As for her implication that there’s silence around the subject of same-sex attraction, I’d have said there was too much noise. Also, unlike her, I consider that the non-celibate choice is modelled far too much. The promotion of homosexuality and its practice has become a runaway train. Chris Schorah, via  


Coming out can be a risky ordeal for anyone. For someone like Vicky Beeching with a high-profile Christian career, doing so shows extraordinary courage.

Beeching has earned the right to tell her story and we need to hear it. We also need to bring an end to damaging Church teaching that fractures people and effectively disintegrates them from an integral, God-given part of themselves.

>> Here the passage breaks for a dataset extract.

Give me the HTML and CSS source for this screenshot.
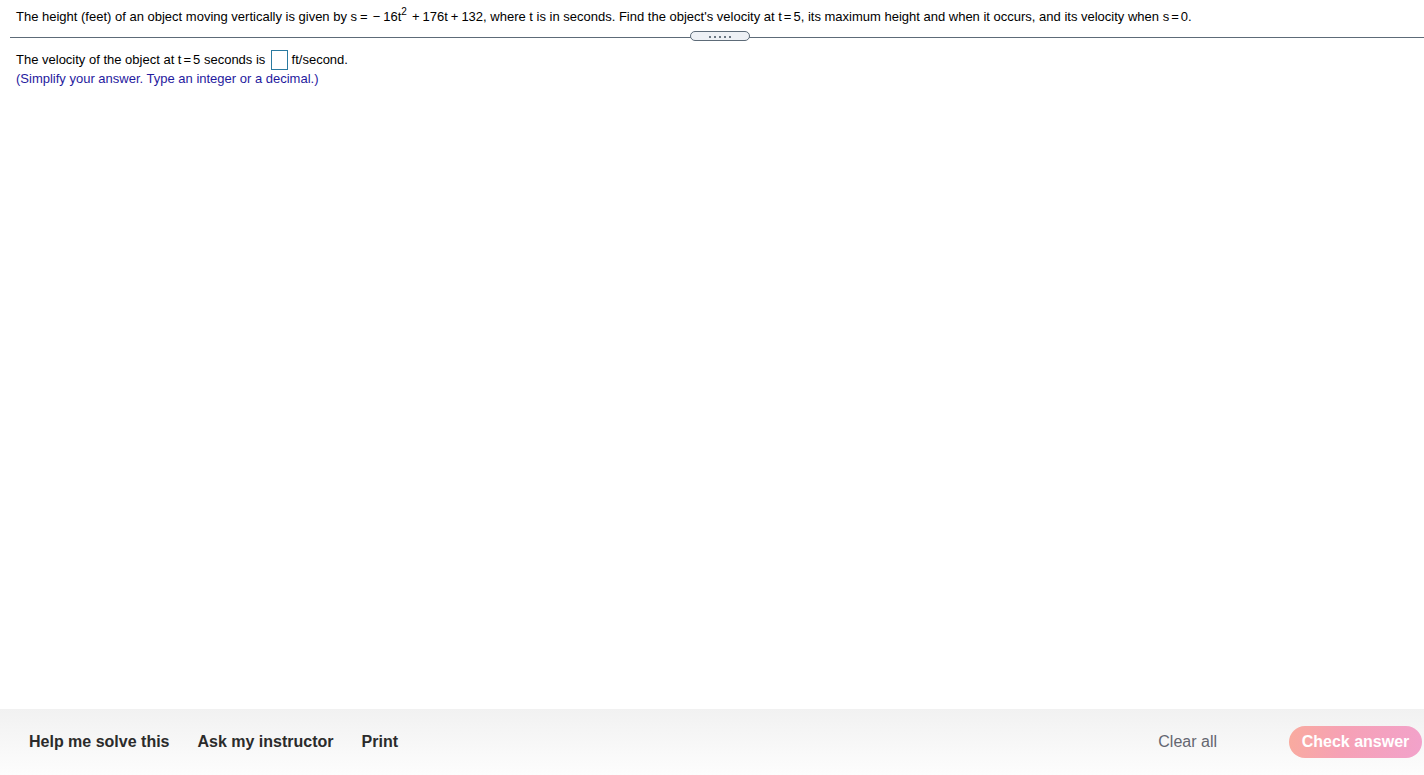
FILE: index.html
```html
<!DOCTYPE html>
<html>
<head>
<meta charset="utf-8">
<link rel="stylesheet" href="styles.css">
</head>
<body>
<div class="page">
  <div class="question">
    <p class="stem">The height (feet) of an object moving vertically is given by s<span class="eq">=</span><span class="minus">&minus;</span>16t<sup>2</sup><span class="pl">+</span>176t<span class="pl2">+</span>132, where t is in seconds. Find the object's velocity at t<span class="eq2">=</span>5, its maximum height and when it occurs, and its velocity when s<span class="eq2">=</span>0.</p>
  </div>
  <div class="divider">
    <div class="rule"></div>
    <div class="grip"><i></i><i></i><i></i><i></i><i></i></div>
  </div>
  <div class="answer">
    <p class="line">The velocity of the object at t<span class="eq2">=</span>5 seconds is <span class="box"></span> ft/second.</p>
    <p class="hint">(Simplify your answer. Type an integer or a decimal.)</p>
  </div>
</div>
<footer class="footer">
  <div class="links">
    <span class="link">Help me solve this</span>
    <span class="link">Ask my instructor</span>
    <span class="link">Print</span>
  </div>
  <div class="actions">
    <span class="clear">Clear all</span>
    <span class="check">Check answer</span>
  </div>
</footer>
</body>
</html>
```
FILE: styles.css
```css
html, body {
  margin: 0;
  padding: 0;
  height: 100%;
  background: #fff;
}
body {
  font-family: Arial, "Liberation Sans", Helvetica, sans-serif;
  font-size: 13px;
  color: #000;
  display: flex;
  flex-direction: column;
  overflow: hidden;
}
.page {
  flex: 1;
}
p { margin: 0; }
.question {
  padding: 9px 16px 0 16px;
  height: 23px;
}
.stem {
  line-height: 16px;
  white-space: nowrap;
}
.stem sup {
  font-size: 10px;
  line-height: 0;
  vertical-align: 6px;
}
.eq { margin: 0 5px 0 3px; }
.minus { margin-right: 3px; }
.pl { margin: 0 3px 0 5px; }
.pl2 { margin: 0 3px; }
.eq2 { margin: 0 2px; }
.divider {
  position: relative;
  margin-left: 10px;
  height: 12px;
  display: flex;
  align-items: flex-start;
  justify-content: center;
}
.rule {
  position: absolute;
  left: 0;
  right: 0;
  top: 5px;
  border-top: 1px solid #5d6b78;
}
.grip {
  position: relative;
  left: 3px;
  top: -1px;
  box-sizing: border-box;
  width: 60px;
  height: 10px;
  border: 1px solid #5d6b78;
  border-radius: 6px;
  background: #eef1f5;
  display: flex;
  align-items: center;
  justify-content: center;
  gap: 3px;
  padding-top: 2px;
}
.grip i {
  display: block;
  width: 2px;
  height: 2px;
  background: #6b7783;
}
.answer {
  padding: 6px 16px 0 16px;
}
.line {
  line-height: 20px;
  display: flex;
  align-items: center;
  white-space: pre;
}
.box {
  display: inline-block;
  width: 15px;
  height: 18px;
  border: 1px solid #2a7aa0;
  margin: 0 0 0 2px;
}
.hint {
  color: #1f1a9e;
  line-height: 18px;
}
.footer {
  height: 66px;
  flex: none;
  background: linear-gradient(#f1f1f1, #fdfdfd);
  display: flex;
  align-items: center;
  justify-content: space-between;
  padding: 0 2px 0 29px;
  font-family: Helvetica, Arial, "Liberation Sans", sans-serif;
}
.links {
  display: flex;
  gap: 28px;
}
.link {
  font-size: 16px;
  font-weight: bold;
  color: #2b2b2b;
}
.actions {
  display: flex;
  align-items: center;
  gap: 72px;
}
.clear {
  font-size: 16px;
  color: #646670;
}
.check {
  display: inline-flex;
  align-items: center;
  justify-content: center;
  width: 133px;
  height: 32px;
  border-radius: 16px;
  background: linear-gradient(100deg, #f9ab9e 0%, #f6a1b5 40%, #f2a2cb 100%);
  color: #fff;
  font-size: 16px;
  font-weight: bold;
}
```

Now we enter an era where gay Christian people can commit to their discipleship and to (same-gender) marriage without having to make the heartbreaking decision to choose one over the other. We pray for Vicky that she continues to know God’s blessings upon her life and his guidance for her future. Kudos to Premier Christianity for running this excellent interview. Jane Newsham, via  


Vicky Beeching’s theological views on same-sex marriage are based on her own experiences. I wonder how often we try to interpret the Bible through the lens of our own lives, rather than allowing the Bible to shape us.  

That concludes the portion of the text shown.